We can’t resolve or avoid this issue with EOL phones without developing new firmware.

I think that’s the point. Whatever cipher methods an updated server accepts doesn’t include < TLS 1.2. If the client isn’t supplying TLS 1.2 then no-worky. TLS 1.0 and 1.1 were both formally deprecated in 2021 by the IETF.

It’s been explained. Changes to OpenSSL (and it’s counterparts) over the past 3 years have moved to a TLS 1.2+strict policy. This impacts any device and/or client that hasn’t been updated to use that exact same policy. OpenSSL 3.0 didn’t enforce TLS 1.2+strict, OpenSSL 3.2+ does enforce it. As of OpenSSL 3.5 it doesn’t even install the legacy stuff anymore, you have to go in an active do that and setup a provider policy for it.

That’s not what is going on at all. TLS 1.2+strict doesn’t support the legacy ciphers and methods used by TLS 1.2 default. Clients need to have an update to enforce this. TLS 1.2 default uses an RSA based handshake. TLS 1.2+strict uses ECDHE handshakes. The clients can’t complete the handshake so it no worky

So the “solution” for this is to employ a weaker security policy opening a public facing service to known exploits and risks. I’m pretty sure many insurance policies and certifications in 2026 will frown upon this when the security audits show everything is ripe to be exploited.

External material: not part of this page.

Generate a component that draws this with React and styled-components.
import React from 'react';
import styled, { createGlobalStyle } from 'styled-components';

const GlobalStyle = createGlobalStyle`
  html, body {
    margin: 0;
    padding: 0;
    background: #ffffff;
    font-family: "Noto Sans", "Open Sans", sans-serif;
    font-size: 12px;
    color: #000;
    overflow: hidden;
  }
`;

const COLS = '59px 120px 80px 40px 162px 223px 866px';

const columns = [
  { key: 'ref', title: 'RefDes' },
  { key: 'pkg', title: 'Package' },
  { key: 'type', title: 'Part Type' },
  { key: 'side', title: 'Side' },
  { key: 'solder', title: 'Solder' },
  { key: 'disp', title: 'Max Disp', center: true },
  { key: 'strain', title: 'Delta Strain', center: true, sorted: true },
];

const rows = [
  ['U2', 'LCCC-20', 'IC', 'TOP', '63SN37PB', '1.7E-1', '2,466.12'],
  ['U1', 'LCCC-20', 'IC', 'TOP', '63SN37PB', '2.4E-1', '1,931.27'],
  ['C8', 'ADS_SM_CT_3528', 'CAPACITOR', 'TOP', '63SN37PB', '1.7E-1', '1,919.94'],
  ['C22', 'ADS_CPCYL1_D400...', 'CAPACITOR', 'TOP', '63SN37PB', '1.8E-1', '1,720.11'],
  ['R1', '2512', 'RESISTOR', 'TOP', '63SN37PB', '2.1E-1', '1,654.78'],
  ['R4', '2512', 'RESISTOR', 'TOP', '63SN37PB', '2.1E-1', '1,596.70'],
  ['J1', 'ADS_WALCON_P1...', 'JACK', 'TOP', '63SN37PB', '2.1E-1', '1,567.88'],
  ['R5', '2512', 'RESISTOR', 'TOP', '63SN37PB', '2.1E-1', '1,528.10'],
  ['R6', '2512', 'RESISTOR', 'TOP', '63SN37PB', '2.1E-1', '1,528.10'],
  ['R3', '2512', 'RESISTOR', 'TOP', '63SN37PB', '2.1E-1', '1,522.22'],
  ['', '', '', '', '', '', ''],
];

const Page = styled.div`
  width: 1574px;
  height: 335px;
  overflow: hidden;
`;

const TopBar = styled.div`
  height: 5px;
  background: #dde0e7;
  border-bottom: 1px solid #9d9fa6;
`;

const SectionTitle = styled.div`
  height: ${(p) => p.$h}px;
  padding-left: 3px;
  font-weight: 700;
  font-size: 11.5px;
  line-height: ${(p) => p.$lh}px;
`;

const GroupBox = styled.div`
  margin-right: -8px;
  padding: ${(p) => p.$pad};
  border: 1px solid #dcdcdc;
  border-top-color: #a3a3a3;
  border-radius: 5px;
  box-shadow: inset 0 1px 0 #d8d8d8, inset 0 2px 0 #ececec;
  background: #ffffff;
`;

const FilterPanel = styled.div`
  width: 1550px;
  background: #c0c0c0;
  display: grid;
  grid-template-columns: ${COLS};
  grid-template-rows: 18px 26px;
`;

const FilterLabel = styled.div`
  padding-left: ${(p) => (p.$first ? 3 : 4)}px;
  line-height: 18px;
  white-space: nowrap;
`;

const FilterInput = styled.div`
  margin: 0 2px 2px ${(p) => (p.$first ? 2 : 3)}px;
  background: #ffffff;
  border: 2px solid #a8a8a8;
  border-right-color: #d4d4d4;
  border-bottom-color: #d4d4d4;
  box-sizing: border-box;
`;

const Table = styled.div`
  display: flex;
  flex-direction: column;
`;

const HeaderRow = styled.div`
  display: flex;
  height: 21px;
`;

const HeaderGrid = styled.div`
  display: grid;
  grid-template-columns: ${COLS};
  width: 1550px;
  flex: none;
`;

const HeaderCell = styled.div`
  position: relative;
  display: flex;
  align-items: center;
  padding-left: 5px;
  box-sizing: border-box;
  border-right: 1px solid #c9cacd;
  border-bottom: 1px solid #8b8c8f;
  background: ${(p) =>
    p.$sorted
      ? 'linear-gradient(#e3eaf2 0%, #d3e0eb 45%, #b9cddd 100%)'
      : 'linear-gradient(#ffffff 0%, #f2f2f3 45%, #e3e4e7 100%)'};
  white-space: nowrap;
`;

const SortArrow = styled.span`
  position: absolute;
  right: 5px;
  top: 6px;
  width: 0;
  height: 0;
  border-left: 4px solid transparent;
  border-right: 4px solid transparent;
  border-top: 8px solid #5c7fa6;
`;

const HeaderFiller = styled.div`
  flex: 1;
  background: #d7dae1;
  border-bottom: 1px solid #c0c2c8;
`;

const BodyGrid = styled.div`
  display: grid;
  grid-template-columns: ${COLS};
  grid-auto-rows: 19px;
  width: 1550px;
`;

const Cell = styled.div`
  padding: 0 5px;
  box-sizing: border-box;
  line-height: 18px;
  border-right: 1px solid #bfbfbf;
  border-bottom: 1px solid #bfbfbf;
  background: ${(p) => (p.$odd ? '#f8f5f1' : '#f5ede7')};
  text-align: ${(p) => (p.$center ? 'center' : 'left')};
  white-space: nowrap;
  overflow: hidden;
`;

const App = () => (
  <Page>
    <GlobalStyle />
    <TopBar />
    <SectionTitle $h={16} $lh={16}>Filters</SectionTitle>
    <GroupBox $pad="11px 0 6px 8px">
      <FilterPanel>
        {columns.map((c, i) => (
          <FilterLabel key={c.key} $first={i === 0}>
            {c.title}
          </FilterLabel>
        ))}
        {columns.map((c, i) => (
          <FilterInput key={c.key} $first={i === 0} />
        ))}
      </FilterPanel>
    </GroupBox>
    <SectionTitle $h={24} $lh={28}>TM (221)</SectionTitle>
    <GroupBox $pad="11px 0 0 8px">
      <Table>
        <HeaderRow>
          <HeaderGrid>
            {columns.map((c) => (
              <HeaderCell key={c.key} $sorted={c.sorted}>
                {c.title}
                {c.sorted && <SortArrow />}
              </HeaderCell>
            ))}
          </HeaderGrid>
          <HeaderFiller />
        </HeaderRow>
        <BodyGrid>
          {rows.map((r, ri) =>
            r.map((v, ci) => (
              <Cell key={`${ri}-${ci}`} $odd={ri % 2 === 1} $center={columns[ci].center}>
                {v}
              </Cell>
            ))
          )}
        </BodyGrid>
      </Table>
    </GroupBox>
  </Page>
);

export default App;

IMO, @billsimon is an extremely knowledgeable and trustworthy poster, so it’s a FACT that S705 can do TLS 1.2. If that’s wrong, can someone at Sangoma provide details?

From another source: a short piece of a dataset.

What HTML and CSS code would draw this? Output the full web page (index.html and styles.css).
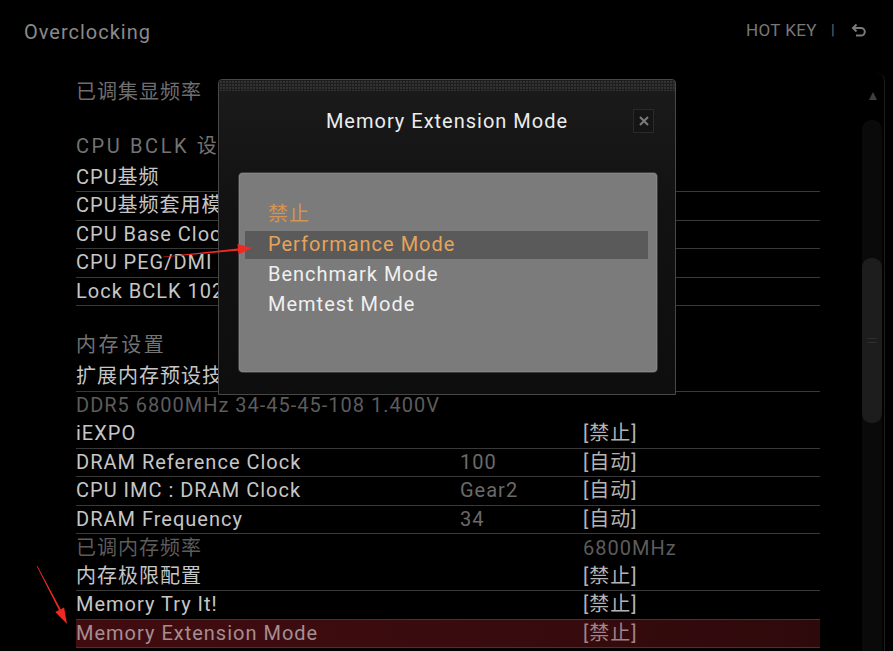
FILE: index.html
```html
<!DOCTYPE html>
<html lang="zh-CN">
<head>
<meta charset="utf-8">
<title>Overclocking</title>
<link rel="stylesheet" href="styles.css">
</head>
<body>
<div class="screen">
  <header class="topbar">
    <div class="page-title">Overclocking</div>
    <div class="hotkey">
      <span>HOT KEY</span>
      <span class="sep">|</span>
      <svg class="back" width="16" height="16" viewBox="0 0 16 16" aria-hidden="true">
        <path d="M5.5 2.5 L2 6 L5.5 9.5" fill="none" stroke="#7a7a7a" stroke-width="2" stroke-linejoin="miter"/>
        <path d="M2.5 6 H10 A3.8 3.8 0 0 1 10 13.6 H5" fill="none" stroke="#7a7a7a" stroke-width="2"/>
      </svg>
    </div>
  </header>

  <main class="body">
    <section class="list">
      <div class="row dim"><span>已调集显频率</span></div>
      <div class="row"></div>
      <div class="row head"><span>CPU BCLK 设置</span></div>
      <div class="row lined"><span>CPU基频</span></div>
      <div class="row lined"><span>CPU基频套用模式</span></div>
      <div class="row lined"><span>CPU Base Clock Offset</span></div>
      <div class="row lined"><span>CPU PEG/DMI Clock</span></div>
      <div class="row lined"><span>Lock BCLK 102.4MHz</span></div>
      <div class="row"></div>
      <div class="row head"><span>内存设置</span></div>
      <div class="row lined"><span>扩展内存预设技术(XMP)</span></div>
      <div class="row dim"><span>DDR5 6800MHz 34-45-45-108 1.400V</span></div>
      <div class="row lined"><span>iEXPO</span><span></span><span class="val">[禁止]</span></div>
      <div class="row lined"><span>DRAM Reference Clock</span><span class="cur">100</span><span class="val">[自动]</span></div>
      <div class="row lined"><span>CPU IMC : DRAM Clock</span><span class="cur">Gear2</span><span class="val">[自动]</span></div>
      <div class="row lined"><span>DRAM Frequency</span><span class="cur">34</span><span class="val">[自动]</span></div>
      <div class="row dim"><span>已调内存频率</span><span></span><span>6800MHz</span></div>
      <div class="row lined"><span>内存极限配置</span><span></span><span class="val">[禁止]</span></div>
      <div class="row lined"><span>Memory Try It!</span><span></span><span class="val">[禁止]</span></div>
      <div class="row lined current"><span>Memory Extension Mode</span><span></span><span class="val">[禁止]</span></div>
    </section>

    <aside class="scroll">
      <div class="scroll-up"></div>
      <div class="track">
        <div class="thumb"><i></i><i></i></div>
      </div>
    </aside>
  </main>

  <div class="dialog">
    <div class="hatch"></div>
    <div class="dialog-head">
      <span></span>
      <div class="dialog-title">Memory Extension Mode</div>
      <div class="close">
        <svg width="10" height="10" viewBox="0 0 10 10" aria-hidden="true">
          <path d="M1 1 L9 9 M9 1 L1 9" stroke="#7c7c7c" stroke-width="2"/>
        </svg>
      </div>
    </div>
    <div class="panel">
      <div class="opt orig">禁止</div>
      <div class="opt sel">Performance Mode</div>
      <div class="opt">Benchmark Mode</div>
      <div class="opt">Memtest Mode</div>
    </div>
  </div>

  <svg class="arrows" width="893" height="651" viewBox="0 0 893 651" aria-hidden="true">
    <polygon points="163,256.7 240,248.2 240.2,250.6 163,257.3" fill="#ee2a22"/>
    <polygon points="252,248 238.6,254.6 237.4,244" fill="#ee2a22"/>
    <polygon points="36.7,566.2 59.2,610.5 60.8,609.5 37.3,565.8" fill="#ee2a22"/>
    <polygon points="67,624 55.3,612.1 64.1,607.5" fill="#ee2a22"/>
  </svg>
</div>
</body>
</html>
```

FILE: styles.css
```css
html, body {
  margin: 0;
  padding: 0;
  background: #000;
}

body {
  font-family: Roboto, "Noto Sans CJK SC", sans-serif;
  color: #c6c6c6;
}

.screen {
  position: relative;
  width: 893px;
  height: 651px;
  overflow: hidden;
  background: #000;
}

/* ---------- top bar ---------- */
.topbar {
  height: 73px;
  box-sizing: border-box;
  padding: 20px 26px 0 24px;
  display: flex;
  justify-content: space-between;
  align-items: flex-start;
}

.page-title {
  font-size: 20px;
  line-height: 24px;
  letter-spacing: 1px;
  color: #8a8a8a;
}

.hotkey {
  display: flex;
  align-items: center;
  gap: 14px;
  font-size: 17px;
  line-height: 20px;
  letter-spacing: 0.4px;
  color: #787878;
}

.hotkey .sep {
  font-size: 15px;
  color: #6a6a6a;
}

.back {
  display: block;
  margin-left: 2px;
}

/* ---------- main list ---------- */
.body {
  display: flex;
  padding-left: 76px;
  height: 578px;
}

.list {
  width: 744px;
  padding-top: 5px;
}

.row {
  display: grid;
  grid-template-columns: 384px 123px 1fr;
  grid-template-rows: 1fr;
  align-items: center;
  height: 28.5px;
  box-sizing: border-box;
  padding-bottom: 1px;
  font-size: 20px;
  line-height: 20px;
  letter-spacing: 1px;
  white-space: nowrap;
  color: #c6c6c6;
}

.row.lined {
  border-bottom: 1px solid #393939;
}

.row.dim {
  color: #5c5c5c;
}

.row.dim:first-child {
  color: #6e6e6e;
}

.row.head {
  color: #737373;
  letter-spacing: 2.6px;
  padding-bottom: 7px;
}

.cur {
  color: #6a6a6a;
}

.val {
  color: #b3b3b3;
}

.row.current {
  background: linear-gradient(90deg, #410c10 0%, #380b0e 60%, #2e090b 100%);
  color: #a68e90;
}

.row.current .val {
  color: #a08487;
}

/* ---------- scrollbar ---------- */
.scroll {
  margin-left: 42px;
  width: 22px;
  border-right: 1px solid #1c1c1c;
  border-top-right-radius: 8px;
  display: flex;
  flex-direction: column;
  align-items: flex-start;
}

.scroll-up {
  margin: 19px 0 0 7px;
  width: 0;
  height: 0;
  border-left: 4.5px solid transparent;
  border-right: 4.5px solid transparent;
  border-bottom: 8px solid #3f3f3f;
}

.track {
  margin-top: 20px;
  width: 20px;
  flex: 1;
  background: #0a0a0a;
  border-radius: 9px 9px 0 0;
}

.thumb {
  margin-top: 138px;
  height: 165px;
  background: #1d1d1d;
  border-radius: 9px;
  display: flex;
  flex-direction: column;
  align-items: center;
  justify-content: center;
  gap: 3px;
}

.thumb i {
  display: block;
  width: 10px;
  height: 1px;
  background: #2e2e2e;
}

/* ---------- dialog ---------- */
.dialog {
  position: absolute;
  left: 218px;
  top: 79px;
  width: 458px;
  height: 316px;
  box-sizing: border-box;
  border: 1px solid #484848;
  border-radius: 4px 4px 0 0;
  background: linear-gradient(180deg, #1b1b1b 0%, #121212 40%, #0e0e0e 100%);
  display: flex;
  flex-direction: column;
}

.hatch {
  height: 11px;
  border-radius: 3px 3px 0 0;
  background-color: #333;
  background-image:
    linear-gradient(90deg, #1e1e1e 1px, transparent 1px),
    linear-gradient(180deg, #1e1e1e 1px, transparent 1px);
  background-size: 3px 3px;
}

.dialog-head {
  height: 82px;
  box-sizing: border-box;
  padding-top: 18px;
  display: grid;
  grid-template-columns: 1fr auto 1fr;
  align-items: start;
}

.dialog-title {
  font-size: 20px;
  line-height: 24px;
  letter-spacing: 1px;
  color: #ececec;
  white-space: nowrap;
}

.close {
  justify-self: end;
  margin-right: 21px;
  width: 21px;
  height: 24px;
  box-sizing: border-box;
  border: 1px solid #2a2a2a;
  background: #151515;
  display: flex;
  align-items: center;
  justify-content: center;
}

.panel {
  margin: 0 18px 0 20px;
  height: 199px;
  box-sizing: border-box;
  padding-top: 26px;
  background: #7b7b7b;
  border-radius: 4px;
  box-shadow: inset 0 0 0 1px #868686, 0 0 0 1px #3c3c3c;
}

.opt {
  height: 30px;
  line-height: 30px;
  margin: 0 9px 0 6px;
  padding-left: 23px;
  font-size: 20px;
  letter-spacing: 1px;
  color: #f0f0f0;
  white-space: nowrap;
}

.opt.orig {
  color: #d4944f;
}

.opt.sel {
  color: #e6a35b;
  background: linear-gradient(#5a5a5a, #5a5a5a) 0 2px / 100% 28px no-repeat;
}

/* ---------- annotation arrows ---------- */
.arrows {
  position: absolute;
  left: 0;
  top: 0;
  pointer-events: none;
}
```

Please read my posts in this thread. TLS 1.2+strict uses ECDHE handshakes and ignores legacy ciphers. TLS 1.2 by default uses RSA handshakes and legacy ciphers. The handshake never completes so neither doesn’t the connection.

It doesn’t matter if the phone supports TLS 1.2 it matters that it supports TLS 1.2+strict which the S-Series does not without firmware updates

You don’t have to open everything – just the minimum needed to allow the S series handshake to complete. You can then analyze if this presents a vulnerability to the server.